Start
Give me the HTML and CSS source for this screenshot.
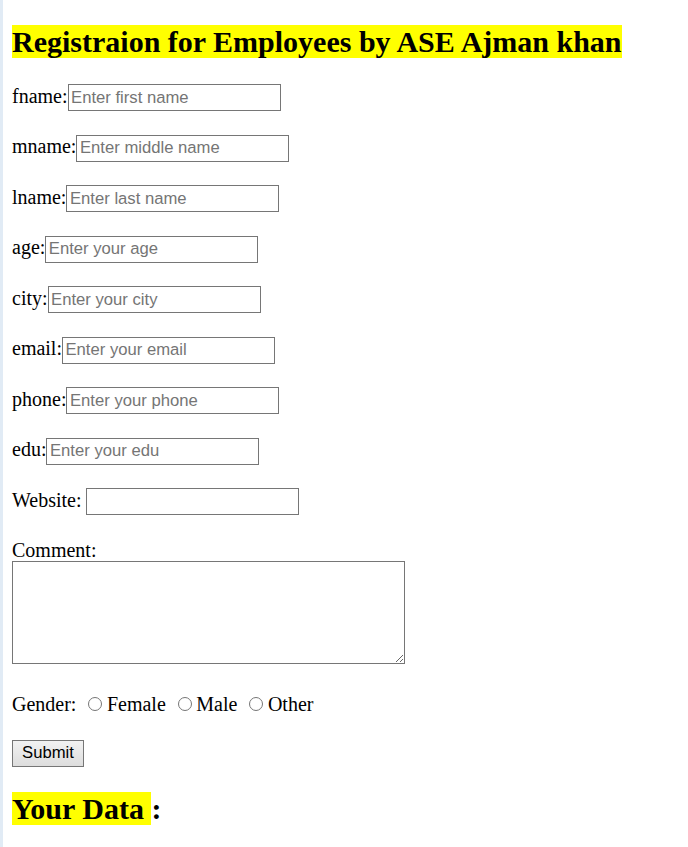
FILE: index.html
```html
<!DOCTYPE html>
<html>
<head>
<meta charset="utf-8">
<title>Registration</title>
<link rel="stylesheet" href="styles.css">
</head>
<body>
<h1 class="title"><mark class="hl">Registraion for Employees by ASE Ajman khan</mark></h1>
<form class="form">
  <div class="row"><label class="lbl">fname:</label><input class="field" type="text" placeholder="Enter first name"></div>
  <div class="row"><label class="lbl">mname:</label><input class="field" type="text" placeholder="Enter middle name"></div>
  <div class="row"><label class="lbl">lname:</label><input class="field" type="text" placeholder="Enter last name"></div>
  <div class="row"><label class="lbl">age:</label><input class="field" type="text" placeholder="Enter your age"></div>
  <div class="row"><label class="lbl">city:</label><input class="field" type="text" placeholder="Enter your city"></div>
  <div class="row"><label class="lbl">email:</label><input class="field" type="text" placeholder="Enter your email"></div>
  <div class="row"><label class="lbl">phone:</label><input class="field" type="text" placeholder="Enter your phone"></div>
  <div class="row"><label class="lbl">edu:</label><input class="field" type="text" placeholder="Enter your edu"></div>
  <div class="row"><label class="lbl">Website:</label><input class="field field-gap" type="text"></div>
  <label class="comment-label">Comment:</label>
  <textarea class="comment"></textarea>
  <div class="gender">Gender: <input class="radio" type="radio" name="g">Female <input class="radio" type="radio" name="g">Male <input class="radio" type="radio" name="g">Other</div>
  <button class="submit" type="button">Submit</button>
</form>
<h1 class="title title-data"><mark class="hl">Your Data </mark>:</h1>
</body>
</html>
```
FILE: styles.css
```css
html {
  background: #ffffff;
}
body {
  margin: 0;
  min-height: 847px;
  box-sizing: border-box;
  border-left: 3px solid #e1ebf5;
  padding: 25px 0 0 9px;
  font-family: "Liberation Serif", "Times New Roman", serif;
  font-size: 20px;
  line-height: 23px;
  color: #000;
}
.title {
  margin: 0;
  font-size: 30px;
  font-weight: bold;
  line-height: 33px;
}
.hl {
  background: #ffff00;
  color: #000;
}
.form {
  display: flex;
  flex-direction: column;
  align-items: flex-start;
  margin-top: 26px;
}
.row {
  display: flex;
  align-items: baseline;
  height: 27px;
  margin-bottom: 23.5px;
}
.lbl {
  white-space: pre;
}
.field {
  box-sizing: border-box;
  width: 213px;
  height: 27px;
  margin: 0;
  padding: 0 2.5px;
  border: 1px solid #767676;
  border-radius: 0;
  font-family: "Liberation Sans", Arial, sans-serif;
  font-size: 16.67px;
  color: #000;
  background: #fff;
  outline: none;
}
.field::placeholder {
  color: #757575;
}
.field-gap {
  margin-left: 5px;
}
.comment-label {
  display: block;
  margin-top: 0;
}
.comment {
  display: block;
  box-sizing: border-box;
  width: 393px;
  height: 103px;
  margin: -0.5px 0 0 0;
  padding: 2px;
  border: 1px solid #767676;
  border-radius: 0;
  font-family: "Liberation Mono", monospace;
  font-size: 16px;
}
.gender {
  margin-top: 28.5px;
}
.radio {
  appearance: none;
  -webkit-appearance: none;
  box-sizing: border-box;
  width: 14px;
  height: 14px;
  margin: 0 4.5px 0 7px;
  border: 1.4px solid #767676;
  border-radius: 50%;
  background: #fff;
  vertical-align: 0;
}
.submit {
  box-sizing: border-box;
  width: 72px;
  height: 27px;
  margin-top: 24px;
  padding: 0;
  border: 1px solid #767676;
  border-radius: 0;
  background: linear-gradient(#f2f2f2, #dddddd);
  font-family: "Liberation Sans", Arial, sans-serif;
  font-size: 16.67px;
  color: #000;
}
.title-data {
  margin-top: 25.5px;
}
```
End
## INSTRUCTION
Reproduce the material above in full and without alteration, but skip all pictures.

## THE OUTPUT
Give me the HTML and CSS source for this screenshot.
FILE: index.html
```html
<!DOCTYPE html>
<html>
<head>
<meta charset="utf-8">
<title>Registration</title>
<link rel="stylesheet" href="styles.css">
</head>
<body>
<h1 class="title"><mark class="hl">Registraion for Employees by ASE Ajman khan</mark></h1>
<form class="form">
  <div class="row"><label class="lbl">fname:</label><input class="field" type="text" placeholder="Enter first name"></div>
  <div class="row"><label class="lbl">mname:</label><input class="field" type="text" placeholder="Enter middle name"></div>
  <div class="row"><label class="lbl">lname:</label><input class="field" type="text" placeholder="Enter last name"></div>
  <div class="row"><label class="lbl">age:</label><input class="field" type="text" placeholder="Enter your age"></div>
  <div class="row"><label class="lbl">city:</label><input class="field" type="text" placeholder="Enter your city"></div>
  <div class="row"><label class="lbl">email:</label><input class="field" type="text" placeholder="Enter your email"></div>
  <div class="row"><label class="lbl">phone:</label><input class="field" type="text" placeholder="Enter your phone"></div>
  <div class="row"><label class="lbl">edu:</label><input class="field" type="text" placeholder="Enter your edu"></div>
  <div class="row"><label class="lbl">Website:</label><input class="field field-gap" type="text"></div>
  <label class="comment-label">Comment:</label>
  <textarea class="comment"></textarea>
  <div class="gender">Gender: <input class="radio" type="radio" name="g">Female <input class="radio" type="radio" name="g">Male <input class="radio" type="radio" name="g">Other</div>
  <button class="submit" type="button">Submit</button>
</form>
<h1 class="title title-data"><mark class="hl">Your Data </mark>:</h1>
</body>
</html>
```
FILE: styles.css
```css
html {
  background: #ffffff;
}
body {
  margin: 0;
  min-height: 847px;
  box-sizing: border-box;
  border-left: 3px solid #e1ebf5;
  padding: 25px 0 0 9px;
  font-family: "Liberation Serif", "Times New Roman", serif;
  font-size: 20px;
  line-height: 23px;
  color: #000;
}
.title {
  margin: 0;
  font-size: 30px;
  font-weight: bold;
  line-height: 33px;
}
.hl {
  background: #ffff00;
  color: #000;
}
.form {
  display: flex;
  flex-direction: column;
  align-items: flex-start;
  margin-top: 26px;
}
.row {
  display: flex;
  align-items: baseline;
  height: 27px;
  margin-bottom: 23.5px;
}
.lbl {
  white-space: pre;
}
.field {
  box-sizing: border-box;
  width: 213px;
  height: 27px;
  margin: 0;
  padding: 0 2.5px;
  border: 1px solid #767676;
  border-radius: 0;
  font-family: "Liberation Sans", Arial, sans-serif;
  font-size: 16.67px;
  color: #000;
  background: #fff;
  outline: none;
}
.field::placeholder {
  color: #757575;
}
.field-gap {
  margin-left: 5px;
}
.comment-label {
  display: block;
  margin-top: 0;
}
.comment {
  display: block;
  box-sizing: border-box;
  width: 393px;
  height: 103px;
  margin: -0.5px 0 0 0;
  padding: 2px;
  border: 1px solid #767676;
  border-radius: 0;
  font-family: "Liberation Mono", monospace;
  font-size: 16px;
}
.gender {
  margin-top: 28.5px;
}
.radio {
  appearance: none;
  -webkit-appearance: none;
  box-sizing: border-box;
  width: 14px;
  height: 14px;
  margin: 0 4.5px 0 7px;
  border: 1.4px solid #767676;
  border-radius: 50%;
  background: #fff;
  vertical-align: 0;
}
.submit {
  box-sizing: border-box;
  width: 72px;
  height: 27px;
  margin-top: 24px;
  padding: 0;
  border: 1px solid #767676;
  border-radius: 0;
  background: linear-gradient(#f2f2f2, #dddddd);
  font-family: "Liberation Sans", Arial, sans-serif;
  font-size: 16.67px;
  color: #000;
}
.title-data {
  margin-top: 25.5px;
}
```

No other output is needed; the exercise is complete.